*Task to complete*:
Identify the lines bearing the string "image" and gather them.

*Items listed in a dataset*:
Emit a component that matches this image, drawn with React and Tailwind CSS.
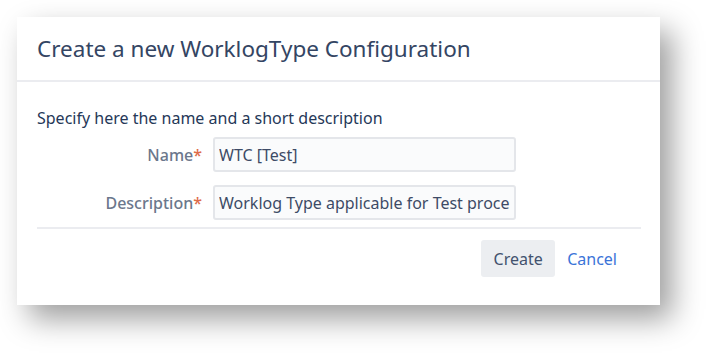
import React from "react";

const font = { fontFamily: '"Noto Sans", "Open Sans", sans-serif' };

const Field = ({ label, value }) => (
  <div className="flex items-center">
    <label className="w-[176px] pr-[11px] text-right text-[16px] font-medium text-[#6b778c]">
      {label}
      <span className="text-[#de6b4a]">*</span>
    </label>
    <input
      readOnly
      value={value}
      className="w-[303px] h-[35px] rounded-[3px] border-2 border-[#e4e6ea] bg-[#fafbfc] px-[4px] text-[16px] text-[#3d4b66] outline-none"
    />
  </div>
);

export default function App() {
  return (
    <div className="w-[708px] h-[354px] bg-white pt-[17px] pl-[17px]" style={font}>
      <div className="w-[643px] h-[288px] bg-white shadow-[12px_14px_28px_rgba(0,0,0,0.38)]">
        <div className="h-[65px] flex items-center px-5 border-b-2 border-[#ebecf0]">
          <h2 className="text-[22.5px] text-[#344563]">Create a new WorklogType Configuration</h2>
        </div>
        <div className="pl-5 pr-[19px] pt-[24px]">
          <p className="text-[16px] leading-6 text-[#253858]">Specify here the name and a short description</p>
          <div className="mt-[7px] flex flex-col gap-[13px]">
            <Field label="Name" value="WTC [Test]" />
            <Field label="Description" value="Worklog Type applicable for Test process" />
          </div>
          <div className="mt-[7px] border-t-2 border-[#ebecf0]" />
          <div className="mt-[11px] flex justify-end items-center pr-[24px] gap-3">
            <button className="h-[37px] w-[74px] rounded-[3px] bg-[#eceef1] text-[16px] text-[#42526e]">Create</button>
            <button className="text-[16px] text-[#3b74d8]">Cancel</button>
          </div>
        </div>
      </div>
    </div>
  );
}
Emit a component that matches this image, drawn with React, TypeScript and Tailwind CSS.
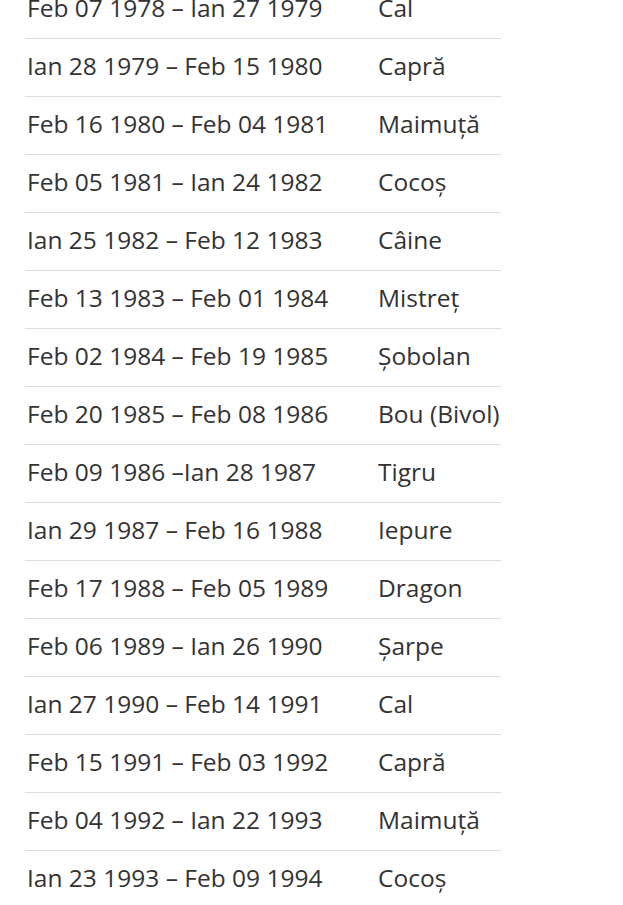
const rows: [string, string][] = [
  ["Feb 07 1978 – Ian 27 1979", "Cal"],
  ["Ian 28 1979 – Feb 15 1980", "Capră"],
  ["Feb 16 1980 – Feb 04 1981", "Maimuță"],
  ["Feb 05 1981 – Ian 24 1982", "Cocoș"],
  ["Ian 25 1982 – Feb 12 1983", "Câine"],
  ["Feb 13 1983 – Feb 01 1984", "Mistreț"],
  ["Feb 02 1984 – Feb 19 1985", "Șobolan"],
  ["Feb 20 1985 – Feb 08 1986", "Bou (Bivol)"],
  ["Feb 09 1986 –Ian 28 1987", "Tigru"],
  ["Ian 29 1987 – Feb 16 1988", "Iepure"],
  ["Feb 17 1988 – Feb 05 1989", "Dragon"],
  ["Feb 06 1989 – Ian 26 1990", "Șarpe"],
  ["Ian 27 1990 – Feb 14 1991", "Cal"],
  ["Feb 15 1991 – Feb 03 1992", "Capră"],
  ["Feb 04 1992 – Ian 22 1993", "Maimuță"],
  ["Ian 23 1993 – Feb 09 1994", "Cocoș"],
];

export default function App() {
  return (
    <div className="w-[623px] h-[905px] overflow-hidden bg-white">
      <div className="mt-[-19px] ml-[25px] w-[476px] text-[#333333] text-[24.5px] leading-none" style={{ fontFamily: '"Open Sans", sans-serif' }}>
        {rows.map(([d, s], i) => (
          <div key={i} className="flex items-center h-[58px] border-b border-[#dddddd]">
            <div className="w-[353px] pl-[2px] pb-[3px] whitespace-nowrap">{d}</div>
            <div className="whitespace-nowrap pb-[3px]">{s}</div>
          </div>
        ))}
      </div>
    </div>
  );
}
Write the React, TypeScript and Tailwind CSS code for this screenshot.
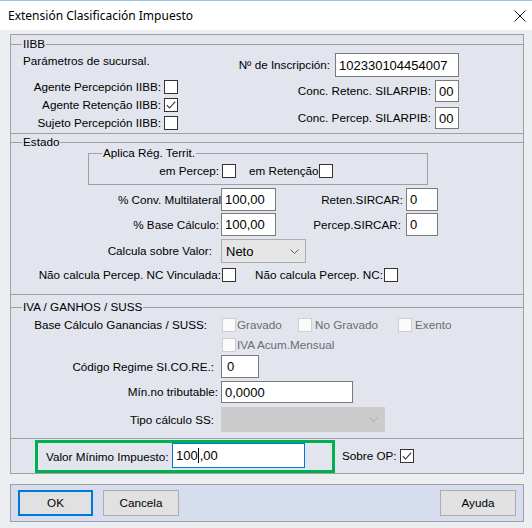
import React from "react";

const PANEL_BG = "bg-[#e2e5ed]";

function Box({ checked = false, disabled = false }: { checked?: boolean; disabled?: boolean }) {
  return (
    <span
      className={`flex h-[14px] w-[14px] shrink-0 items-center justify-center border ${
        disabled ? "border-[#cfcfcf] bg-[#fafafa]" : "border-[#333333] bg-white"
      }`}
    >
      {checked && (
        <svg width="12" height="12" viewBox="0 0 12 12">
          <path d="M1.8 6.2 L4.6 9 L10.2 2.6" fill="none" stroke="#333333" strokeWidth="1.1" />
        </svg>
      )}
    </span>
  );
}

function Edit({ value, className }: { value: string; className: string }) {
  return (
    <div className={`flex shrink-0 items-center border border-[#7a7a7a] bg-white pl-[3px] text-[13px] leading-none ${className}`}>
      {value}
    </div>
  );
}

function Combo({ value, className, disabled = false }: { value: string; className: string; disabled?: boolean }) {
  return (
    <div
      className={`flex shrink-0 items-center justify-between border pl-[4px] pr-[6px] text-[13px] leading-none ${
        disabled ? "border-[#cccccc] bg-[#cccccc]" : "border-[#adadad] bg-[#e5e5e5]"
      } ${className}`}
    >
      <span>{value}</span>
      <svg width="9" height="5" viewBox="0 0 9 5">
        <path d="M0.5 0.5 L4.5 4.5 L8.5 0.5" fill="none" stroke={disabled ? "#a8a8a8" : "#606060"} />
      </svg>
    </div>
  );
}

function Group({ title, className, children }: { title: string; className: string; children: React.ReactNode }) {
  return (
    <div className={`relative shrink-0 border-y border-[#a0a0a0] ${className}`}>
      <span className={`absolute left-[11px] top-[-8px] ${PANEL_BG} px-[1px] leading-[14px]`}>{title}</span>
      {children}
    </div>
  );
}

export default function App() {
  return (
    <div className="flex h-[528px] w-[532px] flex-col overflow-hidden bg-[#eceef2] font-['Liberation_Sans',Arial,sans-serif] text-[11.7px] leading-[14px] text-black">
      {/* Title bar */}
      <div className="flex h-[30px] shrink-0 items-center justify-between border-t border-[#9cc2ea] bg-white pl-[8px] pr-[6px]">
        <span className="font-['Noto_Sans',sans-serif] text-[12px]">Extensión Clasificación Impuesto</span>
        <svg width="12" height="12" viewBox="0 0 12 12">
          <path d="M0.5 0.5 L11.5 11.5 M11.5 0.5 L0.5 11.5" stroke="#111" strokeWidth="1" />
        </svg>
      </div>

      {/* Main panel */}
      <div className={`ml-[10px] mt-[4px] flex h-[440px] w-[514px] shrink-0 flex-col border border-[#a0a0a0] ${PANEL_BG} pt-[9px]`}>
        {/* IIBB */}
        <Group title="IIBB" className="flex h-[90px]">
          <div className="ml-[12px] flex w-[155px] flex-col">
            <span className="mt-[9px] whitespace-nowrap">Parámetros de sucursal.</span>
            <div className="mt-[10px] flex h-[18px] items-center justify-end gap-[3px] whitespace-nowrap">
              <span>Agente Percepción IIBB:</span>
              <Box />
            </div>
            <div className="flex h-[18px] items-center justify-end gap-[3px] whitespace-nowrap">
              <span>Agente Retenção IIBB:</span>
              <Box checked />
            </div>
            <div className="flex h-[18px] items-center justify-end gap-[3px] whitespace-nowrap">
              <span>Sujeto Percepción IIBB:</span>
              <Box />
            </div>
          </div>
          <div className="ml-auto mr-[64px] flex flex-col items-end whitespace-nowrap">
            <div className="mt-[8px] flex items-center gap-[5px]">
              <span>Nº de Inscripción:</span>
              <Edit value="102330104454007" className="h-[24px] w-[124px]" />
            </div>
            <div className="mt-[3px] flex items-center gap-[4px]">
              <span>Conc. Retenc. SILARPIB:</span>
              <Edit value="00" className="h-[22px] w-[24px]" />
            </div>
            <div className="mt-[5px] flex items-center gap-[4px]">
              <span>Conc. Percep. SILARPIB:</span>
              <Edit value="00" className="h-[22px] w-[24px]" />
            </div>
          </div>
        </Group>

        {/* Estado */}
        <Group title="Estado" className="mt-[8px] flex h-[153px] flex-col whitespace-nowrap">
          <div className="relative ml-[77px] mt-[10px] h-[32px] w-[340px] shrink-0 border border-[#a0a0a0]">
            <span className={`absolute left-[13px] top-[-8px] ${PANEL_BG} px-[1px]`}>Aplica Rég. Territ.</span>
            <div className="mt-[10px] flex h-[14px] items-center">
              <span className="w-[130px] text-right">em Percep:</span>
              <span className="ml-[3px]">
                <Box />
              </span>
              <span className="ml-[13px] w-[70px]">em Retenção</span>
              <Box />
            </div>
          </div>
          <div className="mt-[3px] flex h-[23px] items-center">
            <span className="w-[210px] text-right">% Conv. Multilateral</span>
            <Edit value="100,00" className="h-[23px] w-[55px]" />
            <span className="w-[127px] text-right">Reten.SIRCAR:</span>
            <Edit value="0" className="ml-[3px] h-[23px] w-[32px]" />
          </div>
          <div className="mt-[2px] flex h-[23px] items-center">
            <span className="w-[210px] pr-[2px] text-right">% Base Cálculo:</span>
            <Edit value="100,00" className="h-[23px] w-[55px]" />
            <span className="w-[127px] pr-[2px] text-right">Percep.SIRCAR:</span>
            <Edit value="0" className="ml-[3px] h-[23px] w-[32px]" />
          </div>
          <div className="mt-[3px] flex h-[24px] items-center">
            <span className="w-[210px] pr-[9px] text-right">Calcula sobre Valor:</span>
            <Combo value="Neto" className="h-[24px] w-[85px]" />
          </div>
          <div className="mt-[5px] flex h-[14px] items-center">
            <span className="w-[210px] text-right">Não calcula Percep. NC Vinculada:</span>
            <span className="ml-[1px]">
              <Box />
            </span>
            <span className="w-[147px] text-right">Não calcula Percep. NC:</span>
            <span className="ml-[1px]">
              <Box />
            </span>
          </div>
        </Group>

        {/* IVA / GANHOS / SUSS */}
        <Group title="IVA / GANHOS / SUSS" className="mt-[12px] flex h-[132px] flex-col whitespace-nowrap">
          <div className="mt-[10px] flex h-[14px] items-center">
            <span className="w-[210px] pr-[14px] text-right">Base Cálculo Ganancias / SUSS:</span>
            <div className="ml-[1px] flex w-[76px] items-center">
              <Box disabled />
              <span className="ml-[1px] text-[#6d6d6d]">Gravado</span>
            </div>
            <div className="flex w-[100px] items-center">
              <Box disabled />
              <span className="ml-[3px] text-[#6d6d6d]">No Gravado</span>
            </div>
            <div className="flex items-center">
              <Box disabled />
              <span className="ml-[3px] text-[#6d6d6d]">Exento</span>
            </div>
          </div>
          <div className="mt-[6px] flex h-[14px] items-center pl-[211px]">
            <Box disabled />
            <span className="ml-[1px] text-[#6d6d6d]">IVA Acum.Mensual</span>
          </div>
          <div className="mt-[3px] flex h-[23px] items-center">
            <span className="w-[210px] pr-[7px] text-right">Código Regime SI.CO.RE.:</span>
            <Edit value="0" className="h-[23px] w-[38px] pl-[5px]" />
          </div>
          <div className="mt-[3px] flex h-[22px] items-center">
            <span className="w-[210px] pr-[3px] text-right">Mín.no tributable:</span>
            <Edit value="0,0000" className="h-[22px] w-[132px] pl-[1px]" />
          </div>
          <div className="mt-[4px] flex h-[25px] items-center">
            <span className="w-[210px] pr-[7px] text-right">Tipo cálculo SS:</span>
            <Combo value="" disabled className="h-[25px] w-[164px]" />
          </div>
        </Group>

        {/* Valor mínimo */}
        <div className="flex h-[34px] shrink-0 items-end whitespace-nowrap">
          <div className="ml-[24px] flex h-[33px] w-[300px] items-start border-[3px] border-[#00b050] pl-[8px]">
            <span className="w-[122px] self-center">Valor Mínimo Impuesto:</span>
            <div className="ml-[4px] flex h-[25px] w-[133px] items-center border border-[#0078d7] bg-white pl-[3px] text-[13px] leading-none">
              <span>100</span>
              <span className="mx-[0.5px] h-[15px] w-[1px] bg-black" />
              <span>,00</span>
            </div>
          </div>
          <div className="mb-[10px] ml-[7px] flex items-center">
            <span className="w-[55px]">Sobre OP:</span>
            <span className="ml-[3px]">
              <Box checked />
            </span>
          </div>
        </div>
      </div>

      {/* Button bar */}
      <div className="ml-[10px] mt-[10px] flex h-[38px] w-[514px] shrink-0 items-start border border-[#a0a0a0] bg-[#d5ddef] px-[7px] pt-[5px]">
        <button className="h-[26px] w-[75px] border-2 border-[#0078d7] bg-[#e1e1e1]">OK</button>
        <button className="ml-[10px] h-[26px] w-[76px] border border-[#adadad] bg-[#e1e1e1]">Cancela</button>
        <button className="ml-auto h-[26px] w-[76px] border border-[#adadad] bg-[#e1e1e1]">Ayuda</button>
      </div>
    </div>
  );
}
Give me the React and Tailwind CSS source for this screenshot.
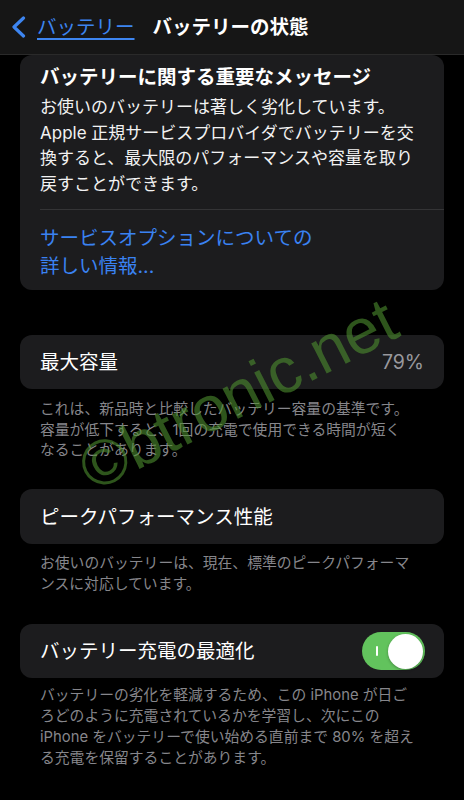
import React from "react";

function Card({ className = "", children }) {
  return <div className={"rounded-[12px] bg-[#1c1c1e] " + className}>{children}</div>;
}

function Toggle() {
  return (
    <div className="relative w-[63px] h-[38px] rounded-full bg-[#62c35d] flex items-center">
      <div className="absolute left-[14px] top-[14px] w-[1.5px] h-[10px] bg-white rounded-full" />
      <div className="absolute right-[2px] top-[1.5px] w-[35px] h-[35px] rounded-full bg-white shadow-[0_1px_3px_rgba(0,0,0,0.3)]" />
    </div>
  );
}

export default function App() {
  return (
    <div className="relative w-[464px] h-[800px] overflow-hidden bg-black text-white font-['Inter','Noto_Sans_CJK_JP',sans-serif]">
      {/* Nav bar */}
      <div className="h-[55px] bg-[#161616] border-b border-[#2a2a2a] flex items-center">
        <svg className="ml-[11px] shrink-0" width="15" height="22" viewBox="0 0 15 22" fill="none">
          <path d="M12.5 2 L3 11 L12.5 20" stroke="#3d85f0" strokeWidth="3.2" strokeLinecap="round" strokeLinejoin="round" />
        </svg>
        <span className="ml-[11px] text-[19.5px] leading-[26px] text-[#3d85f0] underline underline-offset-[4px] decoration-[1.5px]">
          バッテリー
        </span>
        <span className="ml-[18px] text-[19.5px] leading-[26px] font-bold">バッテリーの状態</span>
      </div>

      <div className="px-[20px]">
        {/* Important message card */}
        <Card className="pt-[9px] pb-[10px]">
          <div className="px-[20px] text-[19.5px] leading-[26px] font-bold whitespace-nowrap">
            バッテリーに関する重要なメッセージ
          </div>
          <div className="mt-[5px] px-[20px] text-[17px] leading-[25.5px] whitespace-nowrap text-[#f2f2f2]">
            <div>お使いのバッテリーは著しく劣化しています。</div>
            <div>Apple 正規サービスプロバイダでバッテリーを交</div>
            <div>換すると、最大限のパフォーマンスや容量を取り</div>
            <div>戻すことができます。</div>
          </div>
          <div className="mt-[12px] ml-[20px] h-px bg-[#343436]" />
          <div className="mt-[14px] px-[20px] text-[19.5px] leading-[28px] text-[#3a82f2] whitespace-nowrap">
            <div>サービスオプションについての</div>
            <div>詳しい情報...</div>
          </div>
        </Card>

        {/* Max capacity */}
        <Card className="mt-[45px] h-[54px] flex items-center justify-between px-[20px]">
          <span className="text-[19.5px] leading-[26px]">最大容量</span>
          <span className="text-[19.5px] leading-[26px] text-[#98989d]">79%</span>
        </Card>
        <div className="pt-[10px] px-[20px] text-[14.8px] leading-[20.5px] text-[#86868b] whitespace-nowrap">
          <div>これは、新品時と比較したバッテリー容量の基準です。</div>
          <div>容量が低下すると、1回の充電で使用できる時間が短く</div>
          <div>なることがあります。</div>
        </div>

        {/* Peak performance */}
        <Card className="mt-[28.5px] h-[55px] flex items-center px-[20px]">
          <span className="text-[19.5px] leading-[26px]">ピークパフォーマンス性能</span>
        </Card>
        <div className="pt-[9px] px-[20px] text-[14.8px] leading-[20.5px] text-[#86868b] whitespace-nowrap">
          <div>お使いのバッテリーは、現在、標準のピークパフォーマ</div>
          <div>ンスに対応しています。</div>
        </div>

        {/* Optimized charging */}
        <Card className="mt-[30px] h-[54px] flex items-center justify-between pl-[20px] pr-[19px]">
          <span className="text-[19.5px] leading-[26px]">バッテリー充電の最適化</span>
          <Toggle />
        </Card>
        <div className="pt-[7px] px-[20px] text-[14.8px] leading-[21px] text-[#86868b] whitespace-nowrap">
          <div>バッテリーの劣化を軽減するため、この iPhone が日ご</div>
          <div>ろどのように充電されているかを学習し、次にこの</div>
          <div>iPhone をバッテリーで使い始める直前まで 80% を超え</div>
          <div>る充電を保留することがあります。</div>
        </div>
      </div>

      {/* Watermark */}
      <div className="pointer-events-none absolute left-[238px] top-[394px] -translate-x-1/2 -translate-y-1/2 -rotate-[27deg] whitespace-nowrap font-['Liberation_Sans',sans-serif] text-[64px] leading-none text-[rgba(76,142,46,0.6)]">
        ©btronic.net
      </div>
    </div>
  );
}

*Reply*:
Emit a component that matches this image, drawn with React and Tailwind CSS.
Emit a component that matches this image, drawn with React, TypeScript and Tailwind CSS.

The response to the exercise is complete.